When Loretta, a hairdresser, welcomes a client into her home salon in Pleasant Shade for an appointment, she smiles and shares a warm greeting. Hearing about the lives of others is Loretta’s favorite part of the job — because it offers a small escape from the troubling realities of her own.

Since her husband’s untimely death, Loretta collects social security survivor benefits. She’s financially responsible for her son who lives with her and suffers from diabetes as well as a disability. Every other week, Loretta’s two grandchildren stay with her too. Income is tight. And food is scarce.

During one of her customer’s visits, Loretta broke down and shared some of the details of her personal troubles. The elderly woman told Loretta about a
nearby Second Harvest Mobile Pantry. The next day, Loretta arrived at 7 a.m. for the 9 a.m.
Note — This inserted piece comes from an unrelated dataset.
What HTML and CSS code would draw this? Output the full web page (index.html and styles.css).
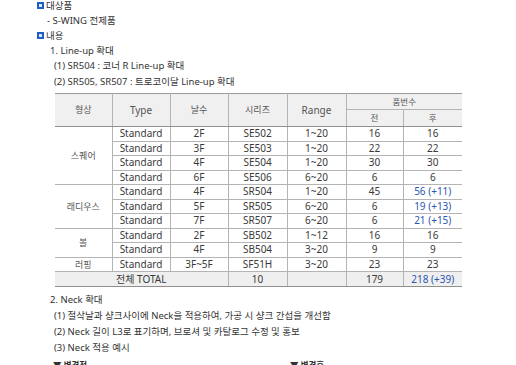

Mobile Pantry food distribution at Living Waters in Smith County.

“With prices going up, the food is really helpful,” says a relieved Loretta. “A lot of stuff I get, I take it home and can it,” Loretta remarks about another helpful tip her client shared. “If there’s something I can’t use, I share it with my older customers — my ‘little ladies’.”

The elderly client who told Loretta about the Mobile Pantry uses an oxygen tank due to respiratory complications. Loretta makes sure to collect food for her first when a distribution arrives.

“I learned a lot from these little ladies,” Loretta smiles. “I sure do appreciate it. It really helps my family and some of my customers. We don’t let anything go to waste.”